§ EXERCISE REQUIREMENTS
What is the number of lines in these entries that include "React"? Write that number and no other text.

§ EXTRACTED ENTRIES
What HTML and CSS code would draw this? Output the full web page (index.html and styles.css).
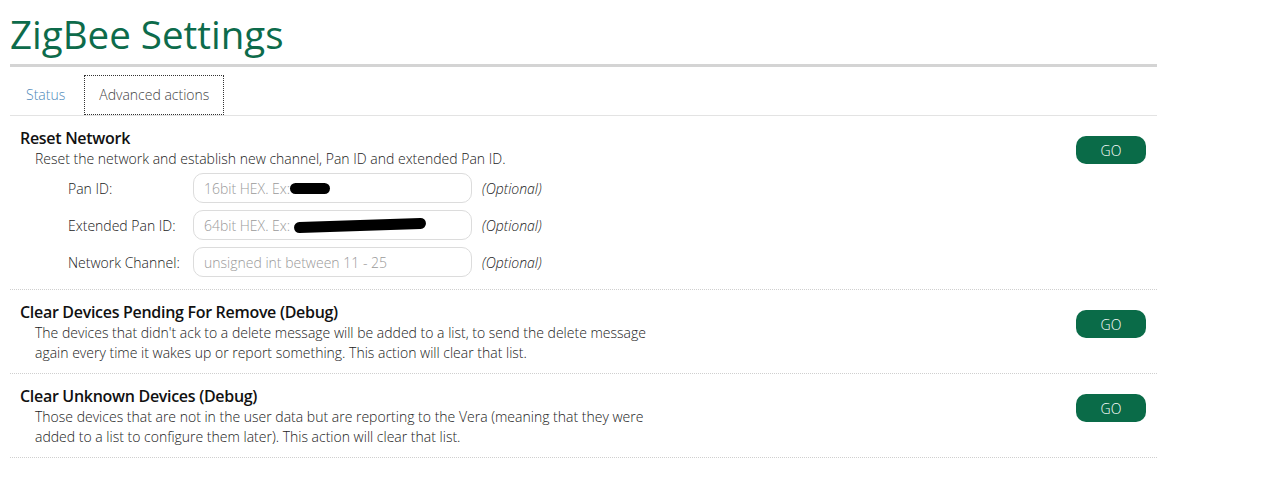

...

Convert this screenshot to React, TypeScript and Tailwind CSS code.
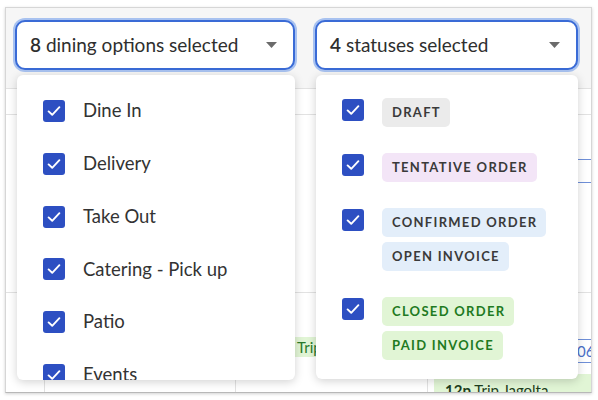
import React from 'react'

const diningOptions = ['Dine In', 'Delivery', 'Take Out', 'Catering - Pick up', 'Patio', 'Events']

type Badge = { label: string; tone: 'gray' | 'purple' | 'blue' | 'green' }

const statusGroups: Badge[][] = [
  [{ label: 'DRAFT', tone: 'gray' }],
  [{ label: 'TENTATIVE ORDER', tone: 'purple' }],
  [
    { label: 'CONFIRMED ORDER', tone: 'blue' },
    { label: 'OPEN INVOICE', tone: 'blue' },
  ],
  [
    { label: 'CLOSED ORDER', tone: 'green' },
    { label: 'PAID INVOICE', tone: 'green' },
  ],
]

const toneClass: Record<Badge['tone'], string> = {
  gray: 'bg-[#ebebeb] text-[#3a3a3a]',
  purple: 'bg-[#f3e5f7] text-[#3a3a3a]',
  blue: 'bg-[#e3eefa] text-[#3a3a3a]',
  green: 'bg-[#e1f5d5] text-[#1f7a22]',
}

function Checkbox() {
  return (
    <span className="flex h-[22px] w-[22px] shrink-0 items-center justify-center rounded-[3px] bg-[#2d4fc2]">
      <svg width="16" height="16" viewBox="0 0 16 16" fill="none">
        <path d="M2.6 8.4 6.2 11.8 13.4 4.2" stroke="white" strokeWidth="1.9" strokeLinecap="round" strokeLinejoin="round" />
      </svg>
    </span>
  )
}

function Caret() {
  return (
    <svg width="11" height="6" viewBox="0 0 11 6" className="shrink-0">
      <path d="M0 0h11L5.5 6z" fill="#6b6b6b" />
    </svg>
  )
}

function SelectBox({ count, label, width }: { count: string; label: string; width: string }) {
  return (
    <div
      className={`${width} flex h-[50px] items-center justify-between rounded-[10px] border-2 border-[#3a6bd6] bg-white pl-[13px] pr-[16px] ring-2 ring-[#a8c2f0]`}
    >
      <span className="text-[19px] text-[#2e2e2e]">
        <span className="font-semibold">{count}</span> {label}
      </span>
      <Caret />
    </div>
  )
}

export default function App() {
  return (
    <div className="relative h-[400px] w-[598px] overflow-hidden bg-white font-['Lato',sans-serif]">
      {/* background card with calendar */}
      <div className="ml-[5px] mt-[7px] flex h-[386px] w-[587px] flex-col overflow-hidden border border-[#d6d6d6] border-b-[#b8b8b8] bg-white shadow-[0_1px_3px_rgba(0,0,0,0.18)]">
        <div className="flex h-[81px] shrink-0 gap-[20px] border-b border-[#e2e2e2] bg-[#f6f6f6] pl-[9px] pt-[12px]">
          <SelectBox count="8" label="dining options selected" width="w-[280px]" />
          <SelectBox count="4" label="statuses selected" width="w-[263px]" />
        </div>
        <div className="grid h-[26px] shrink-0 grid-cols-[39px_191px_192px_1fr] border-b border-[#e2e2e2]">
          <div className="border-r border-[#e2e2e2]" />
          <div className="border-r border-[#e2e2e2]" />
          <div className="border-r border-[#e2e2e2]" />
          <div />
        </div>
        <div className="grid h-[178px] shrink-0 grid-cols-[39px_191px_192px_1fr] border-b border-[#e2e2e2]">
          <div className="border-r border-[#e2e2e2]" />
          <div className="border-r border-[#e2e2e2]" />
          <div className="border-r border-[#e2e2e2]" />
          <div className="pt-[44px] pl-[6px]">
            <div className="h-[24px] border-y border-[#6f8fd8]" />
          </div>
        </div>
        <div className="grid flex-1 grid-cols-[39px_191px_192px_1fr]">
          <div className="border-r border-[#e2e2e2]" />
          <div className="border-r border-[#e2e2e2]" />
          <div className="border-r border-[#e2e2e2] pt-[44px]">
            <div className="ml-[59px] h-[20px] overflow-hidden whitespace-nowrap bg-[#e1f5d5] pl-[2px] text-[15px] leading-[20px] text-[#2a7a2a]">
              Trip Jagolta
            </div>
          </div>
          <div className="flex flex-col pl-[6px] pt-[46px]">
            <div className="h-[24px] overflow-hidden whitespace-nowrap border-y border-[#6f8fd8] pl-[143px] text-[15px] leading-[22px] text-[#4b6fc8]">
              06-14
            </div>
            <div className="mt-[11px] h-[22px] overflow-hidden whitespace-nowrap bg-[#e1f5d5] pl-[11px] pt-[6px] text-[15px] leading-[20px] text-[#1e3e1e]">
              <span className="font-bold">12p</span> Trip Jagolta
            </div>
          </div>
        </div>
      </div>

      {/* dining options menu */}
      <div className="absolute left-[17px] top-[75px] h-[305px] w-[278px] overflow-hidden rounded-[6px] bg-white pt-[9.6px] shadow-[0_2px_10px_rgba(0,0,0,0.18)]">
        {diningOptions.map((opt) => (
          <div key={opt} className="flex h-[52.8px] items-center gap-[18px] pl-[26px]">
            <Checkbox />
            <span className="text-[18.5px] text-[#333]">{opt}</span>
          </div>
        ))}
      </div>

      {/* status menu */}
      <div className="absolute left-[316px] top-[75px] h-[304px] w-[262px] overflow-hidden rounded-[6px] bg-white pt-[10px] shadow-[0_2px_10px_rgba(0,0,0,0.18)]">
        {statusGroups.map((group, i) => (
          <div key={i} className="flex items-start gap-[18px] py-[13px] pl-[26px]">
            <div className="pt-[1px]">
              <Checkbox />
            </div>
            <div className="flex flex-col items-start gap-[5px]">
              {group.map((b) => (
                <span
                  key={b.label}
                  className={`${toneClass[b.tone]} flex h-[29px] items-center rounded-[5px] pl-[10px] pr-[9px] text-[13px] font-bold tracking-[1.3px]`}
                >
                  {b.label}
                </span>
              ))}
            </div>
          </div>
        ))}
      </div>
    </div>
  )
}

* * *

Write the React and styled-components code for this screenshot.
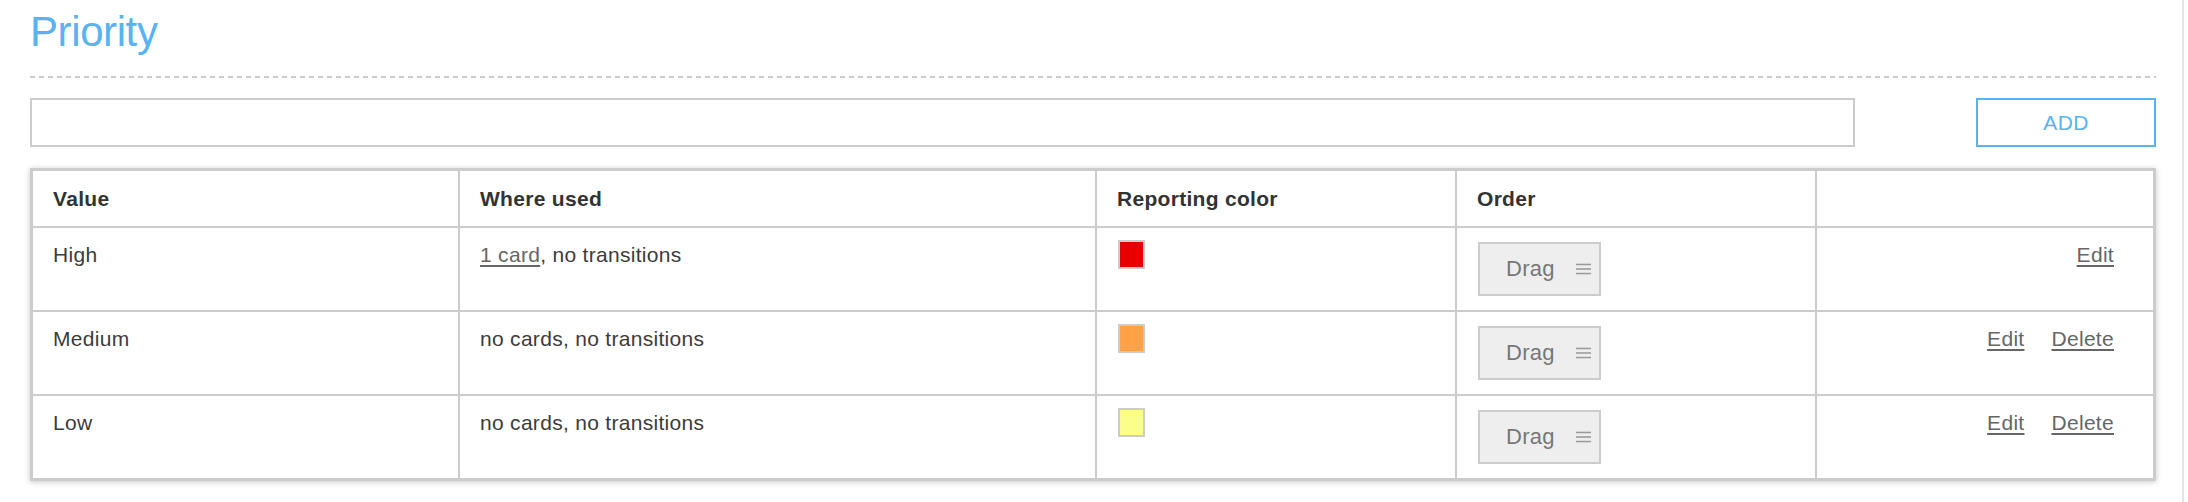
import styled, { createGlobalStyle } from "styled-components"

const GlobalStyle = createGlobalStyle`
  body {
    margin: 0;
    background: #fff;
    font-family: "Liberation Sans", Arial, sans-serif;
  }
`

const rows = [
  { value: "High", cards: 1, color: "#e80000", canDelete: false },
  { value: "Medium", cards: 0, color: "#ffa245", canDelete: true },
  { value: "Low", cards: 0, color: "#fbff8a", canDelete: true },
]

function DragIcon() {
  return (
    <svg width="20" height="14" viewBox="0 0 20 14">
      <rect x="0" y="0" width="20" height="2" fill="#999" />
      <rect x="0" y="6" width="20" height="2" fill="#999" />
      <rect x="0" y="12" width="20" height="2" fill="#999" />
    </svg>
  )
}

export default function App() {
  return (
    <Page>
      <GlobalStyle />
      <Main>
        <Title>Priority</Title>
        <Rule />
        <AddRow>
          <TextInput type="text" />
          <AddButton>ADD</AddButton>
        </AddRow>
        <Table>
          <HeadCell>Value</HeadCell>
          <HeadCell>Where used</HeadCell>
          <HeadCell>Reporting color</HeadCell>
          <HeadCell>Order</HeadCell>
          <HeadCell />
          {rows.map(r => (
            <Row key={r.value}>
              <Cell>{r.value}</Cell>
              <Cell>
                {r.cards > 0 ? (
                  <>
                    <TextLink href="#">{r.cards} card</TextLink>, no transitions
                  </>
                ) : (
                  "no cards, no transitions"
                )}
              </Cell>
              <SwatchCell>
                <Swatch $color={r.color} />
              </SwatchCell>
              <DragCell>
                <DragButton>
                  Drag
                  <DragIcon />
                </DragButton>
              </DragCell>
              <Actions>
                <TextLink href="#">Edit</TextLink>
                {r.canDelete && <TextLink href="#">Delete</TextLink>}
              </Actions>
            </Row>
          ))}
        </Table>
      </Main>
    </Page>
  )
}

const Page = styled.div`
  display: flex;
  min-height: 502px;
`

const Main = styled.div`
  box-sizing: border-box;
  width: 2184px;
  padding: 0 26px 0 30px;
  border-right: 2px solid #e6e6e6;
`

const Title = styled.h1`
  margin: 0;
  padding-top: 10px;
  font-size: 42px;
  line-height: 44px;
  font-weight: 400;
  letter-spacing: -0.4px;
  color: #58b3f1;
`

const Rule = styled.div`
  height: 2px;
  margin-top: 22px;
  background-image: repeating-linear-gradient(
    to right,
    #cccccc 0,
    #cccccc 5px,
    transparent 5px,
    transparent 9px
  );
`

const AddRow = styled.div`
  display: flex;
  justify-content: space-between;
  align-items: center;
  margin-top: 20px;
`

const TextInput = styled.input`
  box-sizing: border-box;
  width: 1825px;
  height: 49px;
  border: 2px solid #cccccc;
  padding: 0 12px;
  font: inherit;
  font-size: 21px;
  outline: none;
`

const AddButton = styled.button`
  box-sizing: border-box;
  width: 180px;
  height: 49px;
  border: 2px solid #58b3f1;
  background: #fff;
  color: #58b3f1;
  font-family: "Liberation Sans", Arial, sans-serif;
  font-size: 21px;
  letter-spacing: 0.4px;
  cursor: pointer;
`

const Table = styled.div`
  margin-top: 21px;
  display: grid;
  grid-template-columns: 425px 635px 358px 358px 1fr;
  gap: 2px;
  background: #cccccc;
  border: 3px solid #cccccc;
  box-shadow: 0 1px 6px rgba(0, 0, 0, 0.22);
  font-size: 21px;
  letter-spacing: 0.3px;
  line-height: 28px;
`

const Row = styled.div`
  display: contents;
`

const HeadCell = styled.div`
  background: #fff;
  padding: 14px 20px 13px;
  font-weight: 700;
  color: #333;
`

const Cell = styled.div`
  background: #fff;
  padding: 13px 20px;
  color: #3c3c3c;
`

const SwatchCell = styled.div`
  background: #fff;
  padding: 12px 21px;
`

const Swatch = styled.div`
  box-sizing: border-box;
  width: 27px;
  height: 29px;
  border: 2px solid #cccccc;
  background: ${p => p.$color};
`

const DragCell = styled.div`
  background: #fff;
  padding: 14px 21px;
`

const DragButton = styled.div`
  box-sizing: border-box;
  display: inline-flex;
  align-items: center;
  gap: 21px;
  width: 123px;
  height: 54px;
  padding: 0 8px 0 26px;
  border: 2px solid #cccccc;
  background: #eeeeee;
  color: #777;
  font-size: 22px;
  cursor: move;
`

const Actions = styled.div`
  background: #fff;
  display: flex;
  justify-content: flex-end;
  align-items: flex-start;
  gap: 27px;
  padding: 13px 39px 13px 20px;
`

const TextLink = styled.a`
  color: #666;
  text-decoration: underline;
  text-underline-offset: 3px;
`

§ EXPECTED ANSWER
3